Gov’t gets tough on allowances for foreigners who claim to have children in home countries

子ども手当:外国人支給、厳格に 子との年2回面会要件

Well, that’s proactive policymaking in Japan.  In the same way that anti-terrorism policy that targets foreigners only was proactive (although it took a few years to draft and enact).  Here, the bureaucrats could just do it with a few penstrokes and call it a “clarification”, without having to go through the pesky political process.

But the assumption is, once again, that a) foreigners are untrustworthy and need extra background checks, and b) any policy that might do something nice for the Japanese public needs to be carefully considered by viewing it through the “foreigner prism”, for who knows what those people might do to take advantage of our rich system?  “What-if” panicky hypotheticals without any data win the debate and govern policymaking towards NJ again.

Arudou Debito in Sapporo


Gov’t gets tough on allowances for foreigners who claim to have children in home countries
(Mainichi Japan) April 7, 2010

The Health, Labor and Welfare Ministry has tightened conditions for paying child-care allowances to foreigners who reside in Japan and claim to have children in their home countries, ministry officials said.

The move is aimed at preventing foreign residents from illicitly receiving expensive allowances by falsely adopting children in their home countries or using other tricks to deceive Japanese authorities. The ministry has notified local governments across the country of its decision.

Before providing child-care allowances, local governments are required by the ministry to confirm that such recipients meet their children in their home countries at least twice a year by checking their passports, and make sure that they send money to their children at least once every four months.

The ministry took the measure out of fear that a large number of foreigners would falsely adopt children in their home countries for the sole purpose of illegally receiving child-care allowances in Japan.

The number of foreign residents’ children who receive child allowances while living in their home countries remains unclear, according to the ministry.

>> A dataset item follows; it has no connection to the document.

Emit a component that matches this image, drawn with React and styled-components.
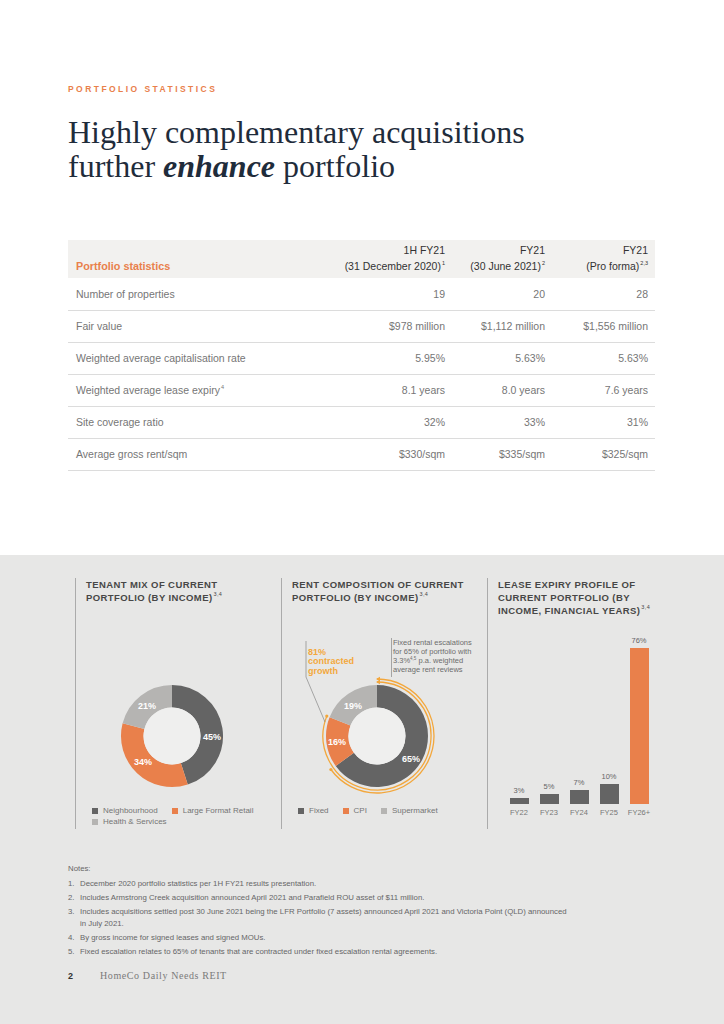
import React from 'react';
import styled, { createGlobalStyle } from 'styled-components';

const ORANGE = '#e9804b';
const AMBER = '#f3a73c';
const DARK = '#646464';
const LIGHT = '#b5b4b2';

const GlobalStyle = createGlobalStyle`
  body {
    margin: 0;
    background: #ffffff;
    font-family: "Liberation Sans", Arial, sans-serif;
  }
`;

const STATS = [
  { label: 'Number of properties', values: ['19', '20', '28'] },
  { label: 'Fair value', values: ['$978 million', '$1,112 million', '$1,556 million'] },
  { label: 'Weighted average capitalisation rate', values: ['5.95%', '5.63%', '5.63%'] },
  { label: 'Weighted average lease expiry', sup: '4', values: ['8.1 years', '8.0 years', '7.6 years'] },
  { label: 'Site coverage ratio', values: ['32%', '33%', '31%'] },
  { label: 'Average gross rent/sqm', values: ['$330/sqm', '$335/sqm', '$325/sqm'] },
];

const BARS = [
  { year: 'FY22', pct: 3 },
  { year: 'FY23', pct: 5 },
  { year: 'FY24', pct: 7 },
  { year: 'FY25', pct: 10 },
  { year: 'FY26+', pct: 76, highlight: true },
];

const NOTES = [
  'December 2020 portfolio statistics per 1H FY21 results presentation.',
  'Includes Armstrong Creek acquisition announced April 2021 and Parafield ROU asset of $11 million.',
  'Includes acquisitions settled post 30 June 2021 being the LFR Portfolio (7 assets) announced April 2021 and Victoria Point (QLD) announced in July 2021.',
  'By gross income for signed leases and signed MOUs.',
  'Fixed escalation relates to 65% of tenants that are contracted under fixed escalation rental agreements.',
];

const polar = (cx, cy, r, a) => [
  cx + r * Math.sin((a * Math.PI) / 180),
  cy - r * Math.cos((a * Math.PI) / 180),
];

const arcPath = (cx, cy, r, a0, a1) => {
  const [x0, y0] = polar(cx, cy, r, a0);
  const [x1, y1] = polar(cx, cy, r, a1);
  const large = a1 - a0 > 180 ? 1 : 0;
  return `M${x0} ${y0} A${r} ${r} 0 ${large} 1 ${x1} ${y1}`;
};

const Donut = ({ width, height, cx, cy, segments, children }) => {
  let start = 0;
  return (
    <DonutSvg width={width} height={height} viewBox={`0 0 ${width} ${height}`}>
      {segments.map((s) => {
        const end = start + s.pct * 3.6;
        const d = arcPath(cx, cy, 39.75, start, end);
        start = end;
        return <path key={s.name} d={d} fill="none" stroke={s.color} strokeWidth="22.5" />;
      })}
      <circle cx={cx} cy={cy} r="28.5" fill="#efefee" />
      {segments.map((s) => (
        <text
          key={s.name + 'l'}
          x={cx + s.lx}
          y={cy + s.ly}
          fill="#ffffff"
          fontSize="9"
          fontWeight="700"
          fontFamily="Liberation Sans, Arial, sans-serif"
          textAnchor="middle"
          dominantBaseline="central">
          {s.pct}%
        </text>
      ))}
      {children}
    </DonutSvg>
  );
};

const Arrow = ({ cx, cy, r, pct }) => {
  const end = pct * 3.6;
  const [ex, ey] = polar(cx, cy, r, end);
  const top = cy - r;
  return (
    <g>
      <path d={arcPath(cx, cy, r, 0, end)} fill="none" stroke={AMBER} strokeWidth="1.3" />
      <polygon points={`${cx - 1},${top} ${cx + 3},${top - 2.2} ${cx + 3},${top + 2.2}`} fill={AMBER} />
      <circle cx={ex} cy={ey} r="1.6" fill={AMBER} />
    </g>
  );
};

const Legend = ({ items }) => (
  <LegendRow>
    {items.map((i) => (
      <LegendItem key={i.name}>
        <Swatch $color={i.color} />
        {i.name}
      </LegendItem>
    ))}
  </LegendRow>
);

const App = () => {
  const tenantMix = [
    { name: 'Neighbourhood', pct: 45, color: DARK, lx: 40, ly: 1 },
    { name: 'Large Format Retail', pct: 34, color: ORANGE, lx: -29, ly: 26 },
    { name: 'Health & Services', pct: 21, color: LIGHT, lx: -25, ly: -30 },
  ];
  const rentMix = [
    { name: 'Fixed', pct: 65, color: DARK, lx: 34, ly: 23 },
    { name: 'CPI', pct: 16, color: ORANGE, lx: -40, ly: 6 },
    { name: 'Supermarket', pct: 19, color: LIGHT, lx: -24, ly: -30 },
  ];
  const rcx = 85;
  const rcy = 106;

  return (
    <>
      <GlobalStyle />
      <Page>
        <Top>
          <Eyebrow>Portfolio statistics</Eyebrow>
          <Title>
            Highly complementary acquisitions
            <br />
            further <em>enhance</em> portfolio
          </Title>
          <StatsTable>
            <thead>
              <tr>
                <HeadCell>Portfolio statistics</HeadCell>
                <HeadCell $num>
                  1H FY21
                  <br />
                  (31 December 2020)<Sup>1</Sup>
                </HeadCell>
                <HeadCell $num>
                  FY21
                  <br />
                  (30 June 2021)<Sup>2</Sup>
                </HeadCell>
                <HeadCell $num>
                  FY21
                  <br />
                  (Pro forma)<Sup>2,3</Sup>
                </HeadCell>
              </tr>
            </thead>
            <tbody>
              {STATS.map((row) => (
                <tr key={row.label}>
                  <Cell>
                    {row.label}
                    {row.sup && <Sup>{row.sup}</Sup>}
                  </Cell>
                  {row.values.map((v, i) => (
                    <Cell key={i} $num>
                      {v}
                    </Cell>
                  ))}
                </tr>
              ))}
            </tbody>
          </StatsTable>
        </Top>

        <Bottom>
          <Charts>
            <ChartCol>
              <ChartTitle>
                Tenant mix of current
                <br />
                portfolio (by income)<Sup>3,4</Sup>
              </ChartTitle>
              <ChartBox>
                <DonutHolder $left={21}>
                  <Donut width={130} height={130} cx={65} cy={65} segments={tenantMix} />
                </DonutHolder>
              </ChartBox>
              <Legend items={tenantMix} />
            </ChartCol>

            <ChartCol>
              <ChartTitle>
                Rent composition of current
                <br />
                portfolio (by income)<Sup>3,4</Sup>
              </ChartTitle>
              <ChartBox>
                <DonutHolder $left={0}>
                  <Donut width={185} height={171} cx={rcx} cy={rcy} segments={rentMix}>
                    <Arrow cx={rcx} cy={rcy} r={57} pct={65} />
                    <Arrow cx={rcx} cy={rcy} r={54} pct={81} />
                    <polyline points="14,11 14,47 33,92" fill="none" stroke="#777" strokeWidth="0.6" />
                    <line x1="99.5" y1="8" x2="99.5" y2="47" stroke="#777" strokeWidth="0.6" />
                  </Donut>
                  <GrowthNote>
                    81%
                    <br />
                    contracted
                    <br />
                    growth
                  </GrowthNote>
                  <FixedNote>
                    Fixed rental escalations
                    <br />
                    for 65% of portfolio with
                    <br />
                    3.3%<NoteSup>4,5</NoteSup> p.a. weighted
                    <br />
                    average rent reviews
                  </FixedNote>
                </DonutHolder>
              </ChartBox>
              <Legend items={rentMix} />
            </ChartCol>

            <ChartCol>
              <ChartTitle>
                Lease expiry profile of
                <br />
                current portfolio (by
                <br />
                income, financial years)<Sup>3,4</Sup>
              </ChartTitle>
              <ChartBox>
                <BarChart>
                  {BARS.map((b) => (
                    <BarCol key={b.year}>
                      <BarValue>{b.pct}%</BarValue>
                      <Bar $highlight={b.highlight} style={{ height: `${b.pct * 2.05}px` }} />
                      <BarLabel>{b.year}</BarLabel>
                    </BarCol>
                  ))}
                </BarChart>
              </ChartBox>
            </ChartCol>
          </Charts>

          <Notes>
            <NotesHead>Notes:</NotesHead>
            <NoteList>
              {NOTES.map((n, i) => (
                <NoteItem key={i}>
                  <NoteNum>{i + 1}.</NoteNum>
                  <span>{n}</span>
                </NoteItem>
              ))}
            </NoteList>
          </Notes>

          <Footer>
            <PageNum>2</PageNum>
            <Brand>HomeCo Daily Needs REIT</Brand>
          </Footer>
        </Bottom>
      </Page>
    </>
  );
};

export default App;

const Page = styled.div`
  width: 724px;
  height: 1024px;
  display: flex;
  flex-direction: column;
  overflow: hidden;
`;

const Top = styled.section`
  flex: none;
  height: 555px;
  box-sizing: border-box;
  padding: 82px 69px 0 68px;
  background: #ffffff;
`;

const Eyebrow = styled.p`
  margin: 0;
  font-size: 8.5px;
  line-height: 14px;
  font-weight: 700;
  letter-spacing: 2.45px;
  text-transform: uppercase;
  color: ${ORANGE};
`;

const Title = styled.h1`
  margin: 19px 0 0;
  font-family: "Liberation Serif", "Times New Roman", serif;
  font-size: 32px;
  line-height: 34px;
  font-weight: 400;
  color: #1f2c3b;

  em {
    font-weight: 700;
    font-style: italic;
  }
`;

const StatsTable = styled.table`
  margin-top: 57px;
  width: 587px;
  border-collapse: collapse;
  table-layout: fixed;

  th:nth-child(2),
  td:nth-child(2) {
    width: 120px;
  }
  th:nth-child(3),
  td:nth-child(3) {
    width: 100px;
  }
  th:nth-child(4),
  td:nth-child(4) {
    width: 103px;
  }
`;

const HeadCell = styled.th`
  background: #f2f1ef;
  height: 38px;
  box-sizing: border-box;
  padding: 2px 7px 4px 8px;
  vertical-align: bottom;
  text-align: ${(p) => (p.$num ? 'right' : 'left')};
  font-size: ${(p) => (p.$num ? '10.5px' : '10.8px')};
  line-height: 16px;
  font-weight: ${(p) => (p.$num ? 400 : 700)};
  color: ${(p) => (p.$num ? '#333333' : ORANGE)};
  white-space: nowrap;
`;

const Cell = styled.td`
  height: 32px;
  box-sizing: border-box;
  padding: 0 7px 0 8px;
  border-bottom: 1px solid #dcdcdc;
  text-align: ${(p) => (p.$num ? 'right' : 'left')};
  font-size: 10.5px;
  color: #767676;
  white-space: nowrap;
`;

const Sup = styled.sup`
  font-size: 5.5px;
  font-weight: 400;
  vertical-align: 5px;
  line-height: 0;
  margin-left: 1px;
`;

const NoteSup = styled.sup`
  font-size: 4.5px;
  vertical-align: 3px;
  line-height: 0;
`;

const Bottom = styled.section`
  flex: 1;
  background: #e7e7e6;
  padding: 23px 31px 0 68px;
`;

const Charts = styled.div`
  margin-left: 7px;
  display: grid;
  grid-template-columns: repeat(3, 1fr);
`;

const ChartCol = styled.div`
  height: 251px;
  border-left: 1px solid #ababab;
  padding-left: 10px;
  display: flex;
  flex-direction: column;
`;

const ChartTitle = styled.h3`
  margin: 0;
  font-size: 9.5px;
  line-height: 13px;
  font-weight: 700;
  letter-spacing: 0.4px;
  text-transform: uppercase;
  color: #474747;
`;

const ChartBox = styled.div`
  flex: 1;
  display: flex;
  align-items: flex-end;
`;

const DonutHolder = styled.div`
  position: relative;
  margin: 0 0 4.5px ${(p) => p.$left}px;
`;

const DonutSvg = styled.svg`
  display: block;
  overflow: visible;
`;

const GrowthNote = styled.div`
  position: absolute;
  left: 16px;
  top: 18px;
  font-size: 9px;
  line-height: 9.5px;
  font-weight: 700;
  color: ${AMBER};
`;

const FixedNote = styled.div`
  position: absolute;
  left: 101px;
  top: 8px;
  font-size: 7.5px;
  line-height: 9.3px;
  color: #6d6d6d;
  white-space: nowrap;
`;

const LegendRow = styled.div`
  height: 24px;
  display: flex;
  flex-wrap: wrap;
  align-content: flex-start;
  column-gap: 14px;
  padding-left: 6px;
`;

const LegendItem = styled.span`
  display: inline-flex;
  align-items: center;
  font-size: 8px;
  line-height: 11px;
  color: #757575;
`;

const Swatch = styled.i`
  width: 6px;
  height: 6px;
  margin-right: 5px;
  background: ${(p) => p.$color};
`;

const BarChart = styled.div`
  display: flex;
  align-items: flex-end;
  padding: 0 0 11px 6px;
`;

const BarCol = styled.div`
  width: 30px;
  display: flex;
  flex-direction: column;
  align-items: center;
`;

const BarValue = styled.span`
  font-size: 7.5px;
  line-height: 9px;
  margin-bottom: 3px;
  color: #666;
`;

const Bar = styled.div`
  width: 19px;
  background: ${(p) => (p.$highlight ? ORANGE : DARK)};
`;

const BarLabel = styled.span`
  margin-top: 4px;
  font-size: 7.5px;
  line-height: 10px;
  color: #777;
`;

const Notes = styled.div`
  margin-top: 34px;
  color: #666;
  font-size: 7.8px;
`;

const NotesHead = styled.p`
  margin: 0;
  line-height: 12px;
`;

const NoteList = styled.ol`
  margin: 0;
  padding: 0;
  list-style: none;
  width: 500px;
`;

const NoteItem = styled.li`
  display: flex;
  margin-top: 3px;
  line-height: 11.2px;
`;

const NoteNum = styled.span`
  flex: none;
  width: 12px;
`;

const Footer = styled.div`
  margin-top: 12px;
  display: flex;
  align-items: baseline;
`;

const PageNum = styled.span`
  width: 32px;
  font-size: 9px;
  font-weight: 700;
  line-height: 14px;
  color: #333;
`;

const Brand = styled.span`
  font-family: "Liberation Serif", "Times New Roman", serif;
  font-size: 10px;
  letter-spacing: 0.6px;
  color: #7a7a7a;
`;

Some local governments have expressed concern that the measure would increase their workload.

Original Japanese story

子ども手当:外国人支給、厳格に 子との年2回面会要件
毎日新聞 2010年4月7日 東京朝刊





14 comments on “MHLW clamps down on NJ spongers of system claiming overseas kids. What spongers?

  • Hi Debito,

    Were you thinking of this article from the Sankei?

    — That’s the one!! Thanks!





















  • jjobseeker says:

    Yeah, as if there aren’t deadbeat parents who won’t take this money and use it for gambling or other purpose. Say, haven’t there been a rash of news lately of parents mistreating or even murdering their children? What if those people kill their child, don’t declare it and just keep collecting the cash. How about background and proper checks for all recipients and not just NJ. After all, we didn’t put the country in the toilet now did we? Japanese did…

    But hey, the “Get Up! Japan” and “Long Neck” new parties might actually do the right thing… Not!

  • I may have to plead ignorance on this issue, but from my perspective why is an issue at all? Would it not be logical to assume that the new child-care allowance is intended to be only for residents of Japan? I can understand that some NJ people may work in Japan to provide for their family back home, but surely the government can’t be expected to subsidise someone’s child who doesn’t live here. If a legal NJ resident has dependents living in Japan then they should receive the 13,000 per month assistance. If their children reside in another country shouldn’t that country be looking after their social needs?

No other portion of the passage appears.